■ **SET EXERCISE**
Repeat the listing exactly as given, omitting every image.

■ **SOURCE MATERIAL**
________________

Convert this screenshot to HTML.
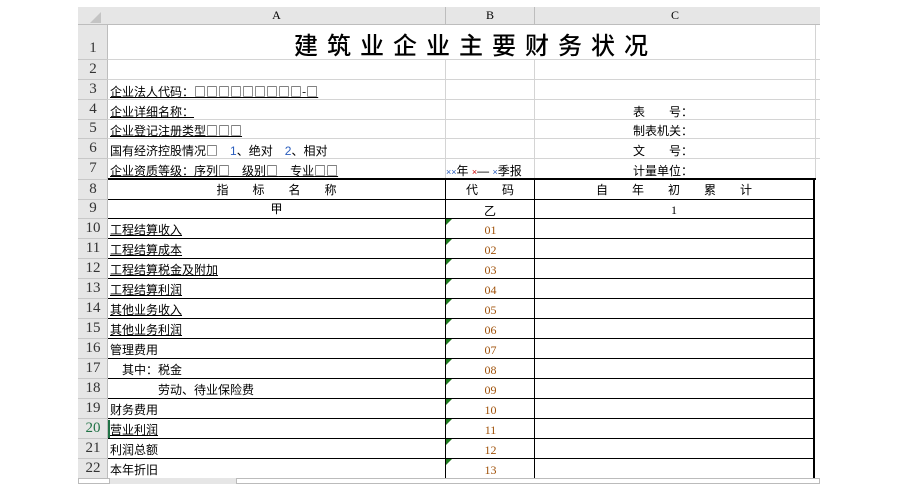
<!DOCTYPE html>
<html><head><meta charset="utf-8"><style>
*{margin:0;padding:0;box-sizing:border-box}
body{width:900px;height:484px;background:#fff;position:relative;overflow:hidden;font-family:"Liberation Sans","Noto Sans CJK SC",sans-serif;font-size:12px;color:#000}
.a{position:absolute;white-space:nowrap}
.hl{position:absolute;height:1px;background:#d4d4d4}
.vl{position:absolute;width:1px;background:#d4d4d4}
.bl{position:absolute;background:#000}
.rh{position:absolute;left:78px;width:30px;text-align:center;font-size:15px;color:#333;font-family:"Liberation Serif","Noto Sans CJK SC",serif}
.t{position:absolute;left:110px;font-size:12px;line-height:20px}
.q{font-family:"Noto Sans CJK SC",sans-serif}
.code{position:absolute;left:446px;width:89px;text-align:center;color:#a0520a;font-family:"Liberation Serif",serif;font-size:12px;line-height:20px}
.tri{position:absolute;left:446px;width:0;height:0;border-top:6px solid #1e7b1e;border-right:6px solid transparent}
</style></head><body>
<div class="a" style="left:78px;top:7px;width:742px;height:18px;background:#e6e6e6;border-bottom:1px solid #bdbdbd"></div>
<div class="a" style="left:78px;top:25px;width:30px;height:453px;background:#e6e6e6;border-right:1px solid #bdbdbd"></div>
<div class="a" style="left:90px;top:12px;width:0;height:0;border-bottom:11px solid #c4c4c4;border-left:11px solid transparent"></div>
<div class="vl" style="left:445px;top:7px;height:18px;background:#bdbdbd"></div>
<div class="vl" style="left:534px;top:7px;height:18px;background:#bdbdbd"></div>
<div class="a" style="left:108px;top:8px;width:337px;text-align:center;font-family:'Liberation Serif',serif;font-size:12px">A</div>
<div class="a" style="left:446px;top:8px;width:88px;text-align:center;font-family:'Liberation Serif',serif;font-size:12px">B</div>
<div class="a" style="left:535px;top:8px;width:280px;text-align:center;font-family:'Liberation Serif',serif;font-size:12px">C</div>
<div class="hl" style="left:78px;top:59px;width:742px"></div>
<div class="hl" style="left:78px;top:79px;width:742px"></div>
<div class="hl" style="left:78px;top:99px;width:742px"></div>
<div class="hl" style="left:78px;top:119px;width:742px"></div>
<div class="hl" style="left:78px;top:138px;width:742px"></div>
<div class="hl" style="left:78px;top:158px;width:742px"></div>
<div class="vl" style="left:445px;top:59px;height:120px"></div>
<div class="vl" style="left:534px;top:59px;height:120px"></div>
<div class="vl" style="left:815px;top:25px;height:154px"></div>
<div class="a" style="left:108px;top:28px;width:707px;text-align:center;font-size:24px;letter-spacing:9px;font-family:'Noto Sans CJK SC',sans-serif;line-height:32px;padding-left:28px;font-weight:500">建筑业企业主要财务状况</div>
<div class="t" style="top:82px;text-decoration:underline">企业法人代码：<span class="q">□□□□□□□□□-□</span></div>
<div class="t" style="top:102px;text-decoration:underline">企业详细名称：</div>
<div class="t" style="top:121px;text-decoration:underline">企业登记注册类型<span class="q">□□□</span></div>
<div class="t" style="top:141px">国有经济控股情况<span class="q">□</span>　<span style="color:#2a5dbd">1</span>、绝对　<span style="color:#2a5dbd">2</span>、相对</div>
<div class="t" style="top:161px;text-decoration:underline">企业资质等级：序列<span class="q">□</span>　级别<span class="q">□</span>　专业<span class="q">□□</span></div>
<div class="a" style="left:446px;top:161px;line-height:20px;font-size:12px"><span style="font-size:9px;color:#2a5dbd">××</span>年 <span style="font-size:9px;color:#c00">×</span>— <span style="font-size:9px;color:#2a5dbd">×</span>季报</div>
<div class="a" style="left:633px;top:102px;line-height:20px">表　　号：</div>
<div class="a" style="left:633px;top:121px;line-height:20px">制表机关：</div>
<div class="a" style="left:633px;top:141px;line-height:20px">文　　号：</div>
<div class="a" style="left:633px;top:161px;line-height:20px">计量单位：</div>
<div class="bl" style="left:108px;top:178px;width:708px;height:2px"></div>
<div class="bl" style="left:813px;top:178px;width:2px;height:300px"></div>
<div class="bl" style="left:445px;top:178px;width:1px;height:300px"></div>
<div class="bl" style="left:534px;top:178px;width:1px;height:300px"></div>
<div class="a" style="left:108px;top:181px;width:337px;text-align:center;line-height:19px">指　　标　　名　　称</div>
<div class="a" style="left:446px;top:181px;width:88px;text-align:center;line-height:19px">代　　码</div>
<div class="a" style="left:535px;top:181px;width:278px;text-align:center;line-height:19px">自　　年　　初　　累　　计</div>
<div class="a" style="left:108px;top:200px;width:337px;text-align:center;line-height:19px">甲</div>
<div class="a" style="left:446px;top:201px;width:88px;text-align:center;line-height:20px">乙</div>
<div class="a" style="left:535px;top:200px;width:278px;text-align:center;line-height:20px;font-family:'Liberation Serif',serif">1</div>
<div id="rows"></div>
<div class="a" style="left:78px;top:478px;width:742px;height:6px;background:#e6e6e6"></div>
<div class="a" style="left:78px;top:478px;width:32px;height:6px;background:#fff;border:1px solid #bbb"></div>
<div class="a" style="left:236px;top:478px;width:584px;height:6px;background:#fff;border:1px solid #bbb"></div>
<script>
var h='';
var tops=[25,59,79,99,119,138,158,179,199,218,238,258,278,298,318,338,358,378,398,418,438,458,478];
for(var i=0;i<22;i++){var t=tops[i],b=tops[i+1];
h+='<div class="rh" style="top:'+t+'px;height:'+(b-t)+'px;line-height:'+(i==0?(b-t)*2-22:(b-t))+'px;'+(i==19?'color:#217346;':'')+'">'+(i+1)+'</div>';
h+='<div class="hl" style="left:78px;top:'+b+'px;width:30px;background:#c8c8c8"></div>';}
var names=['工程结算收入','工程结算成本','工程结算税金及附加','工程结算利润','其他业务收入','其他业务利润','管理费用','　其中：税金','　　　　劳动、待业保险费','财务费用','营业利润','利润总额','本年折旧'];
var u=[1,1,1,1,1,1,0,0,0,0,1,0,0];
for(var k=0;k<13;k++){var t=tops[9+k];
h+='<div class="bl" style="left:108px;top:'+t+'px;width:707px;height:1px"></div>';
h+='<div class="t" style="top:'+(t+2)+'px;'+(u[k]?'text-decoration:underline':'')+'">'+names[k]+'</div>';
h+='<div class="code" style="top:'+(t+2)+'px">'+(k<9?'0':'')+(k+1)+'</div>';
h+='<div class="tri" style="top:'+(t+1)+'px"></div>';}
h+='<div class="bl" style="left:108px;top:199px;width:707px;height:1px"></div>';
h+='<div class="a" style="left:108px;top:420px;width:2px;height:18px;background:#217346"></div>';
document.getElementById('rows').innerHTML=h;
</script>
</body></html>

________________

■ **WRITTEN RESPONSE**
Convert this screenshot to HTML.
<!DOCTYPE html>
<html><head><meta charset="utf-8"><style>
*{margin:0;padding:0;box-sizing:border-box}
body{width:900px;height:484px;background:#fff;position:relative;overflow:hidden;font-family:"Liberation Sans","Noto Sans CJK SC",sans-serif;font-size:12px;color:#000}
.a{position:absolute;white-space:nowrap}
.hl{position:absolute;height:1px;background:#d4d4d4}
.vl{position:absolute;width:1px;background:#d4d4d4}
.bl{position:absolute;background:#000}
.rh{position:absolute;left:78px;width:30px;text-align:center;font-size:15px;color:#333;font-family:"Liberation Serif","Noto Sans CJK SC",serif}
.t{position:absolute;left:110px;font-size:12px;line-height:20px}
.q{font-family:"Noto Sans CJK SC",sans-serif}
.code{position:absolute;left:446px;width:89px;text-align:center;color:#a0520a;font-family:"Liberation Serif",serif;font-size:12px;line-height:20px}
.tri{position:absolute;left:446px;width:0;height:0;border-top:6px solid #1e7b1e;border-right:6px solid transparent}
</style></head><body>
<div class="a" style="left:78px;top:7px;width:742px;height:18px;background:#e6e6e6;border-bottom:1px solid #bdbdbd"></div>
<div class="a" style="left:78px;top:25px;width:30px;height:453px;background:#e6e6e6;border-right:1px solid #bdbdbd"></div>
<div class="a" style="left:90px;top:12px;width:0;height:0;border-bottom:11px solid #c4c4c4;border-left:11px solid transparent"></div>
<div class="vl" style="left:445px;top:7px;height:18px;background:#bdbdbd"></div>
<div class="vl" style="left:534px;top:7px;height:18px;background:#bdbdbd"></div>
<div class="a" style="left:108px;top:8px;width:337px;text-align:center;font-family:'Liberation Serif',serif;font-size:12px">A</div>
<div class="a" style="left:446px;top:8px;width:88px;text-align:center;font-family:'Liberation Serif',serif;font-size:12px">B</div>
<div class="a" style="left:535px;top:8px;width:280px;text-align:center;font-family:'Liberation Serif',serif;font-size:12px">C</div>
<div class="hl" style="left:78px;top:59px;width:742px"></div>
<div class="hl" style="left:78px;top:79px;width:742px"></div>
<div class="hl" style="left:78px;top:99px;width:742px"></div>
<div class="hl" style="left:78px;top:119px;width:742px"></div>
<div class="hl" style="left:78px;top:138px;width:742px"></div>
<div class="hl" style="left:78px;top:158px;width:742px"></div>
<div class="vl" style="left:445px;top:59px;height:120px"></div>
<div class="vl" style="left:534px;top:59px;height:120px"></div>
<div class="vl" style="left:815px;top:25px;height:154px"></div>
<div class="a" style="left:108px;top:28px;width:707px;text-align:center;font-size:24px;letter-spacing:9px;font-family:'Noto Sans CJK SC',sans-serif;line-height:32px;padding-left:28px;font-weight:500">建筑业企业主要财务状况</div>
<div class="t" style="top:82px;text-decoration:underline">企业法人代码：<span class="q">□□□□□□□□□-□</span></div>
<div class="t" style="top:102px;text-decoration:underline">企业详细名称：</div>
<div class="t" style="top:121px;text-decoration:underline">企业登记注册类型<span class="q">□□□</span></div>
<div class="t" style="top:141px">国有经济控股情况<span class="q">□</span>　<span style="color:#2a5dbd">1</span>、绝对　<span style="color:#2a5dbd">2</span>、相对</div>
<div class="t" style="top:161px;text-decoration:underline">企业资质等级：序列<span class="q">□</span>　级别<span class="q">□</span>　专业<span class="q">□□</span></div>
<div class="a" style="left:446px;top:161px;line-height:20px;font-size:12px"><span style="font-size:9px;color:#2a5dbd">××</span>年 <span style="font-size:9px;color:#c00">×</span>— <span style="font-size:9px;color:#2a5dbd">×</span>季报</div>
<div class="a" style="left:633px;top:102px;line-height:20px">表　　号：</div>
<div class="a" style="left:633px;top:121px;line-height:20px">制表机关：</div>
<div class="a" style="left:633px;top:141px;line-height:20px">文　　号：</div>
<div class="a" style="left:633px;top:161px;line-height:20px">计量单位：</div>
<div class="bl" style="left:108px;top:178px;width:708px;height:2px"></div>
<div class="bl" style="left:813px;top:178px;width:2px;height:300px"></div>
<div class="bl" style="left:445px;top:178px;width:1px;height:300px"></div>
<div class="bl" style="left:534px;top:178px;width:1px;height:300px"></div>
<div class="a" style="left:108px;top:181px;width:337px;text-align:center;line-height:19px">指　　标　　名　　称</div>
<div class="a" style="left:446px;top:181px;width:88px;text-align:center;line-height:19px">代　　码</div>
<div class="a" style="left:535px;top:181px;width:278px;text-align:center;line-height:19px">自　　年　　初　　累　　计</div>
<div class="a" style="left:108px;top:200px;width:337px;text-align:center;line-height:19px">甲</div>
<div class="a" style="left:446px;top:201px;width:88px;text-align:center;line-height:20px">乙</div>
<div class="a" style="left:535px;top:200px;width:278px;text-align:center;line-height:20px;font-family:'Liberation Serif',serif">1</div>
<div id="rows"></div>
<div class="a" style="left:78px;top:478px;width:742px;height:6px;background:#e6e6e6"></div>
<div class="a" style="left:78px;top:478px;width:32px;height:6px;background:#fff;border:1px solid #bbb"></div>
<div class="a" style="left:236px;top:478px;width:584px;height:6px;background:#fff;border:1px solid #bbb"></div>
<script>
var h='';
var tops=[25,59,79,99,119,138,158,179,199,218,238,258,278,298,318,338,358,378,398,418,438,458,478];
for(var i=0;i<22;i++){var t=tops[i],b=tops[i+1];
h+='<div class="rh" style="top:'+t+'px;height:'+(b-t)+'px;line-height:'+(i==0?(b-t)*2-22:(b-t))+'px;'+(i==19?'color:#217346;':'')+'">'+(i+1)+'</div>';
h+='<div class="hl" style="left:78px;top:'+b+'px;width:30px;background:#c8c8c8"></div>';}
var names=['工程结算收入','工程结算成本','工程结算税金及附加','工程结算利润','其他业务收入','其他业务利润','管理费用','　其中：税金','　　　　劳动、待业保险费','财务费用','营业利润','利润总额','本年折旧'];
var u=[1,1,1,1,1,1,0,0,0,0,1,0,0];
for(var k=0;k<13;k++){var t=tops[9+k];
h+='<div class="bl" style="left:108px;top:'+t+'px;width:707px;height:1px"></div>';
h+='<div class="t" style="top:'+(t+2)+'px;'+(u[k]?'text-decoration:underline':'')+'">'+names[k]+'</div>';
h+='<div class="code" style="top:'+(t+2)+'px">'+(k<9?'0':'')+(k+1)+'</div>';
h+='<div class="tri" style="top:'+(t+1)+'px"></div>';}
h+='<div class="bl" style="left:108px;top:199px;width:707px;height:1px"></div>';
h+='<div class="a" style="left:108px;top:420px;width:2px;height:18px;background:#217346"></div>';
document.getElementById('rows').innerHTML=h;
</script>
</body></html>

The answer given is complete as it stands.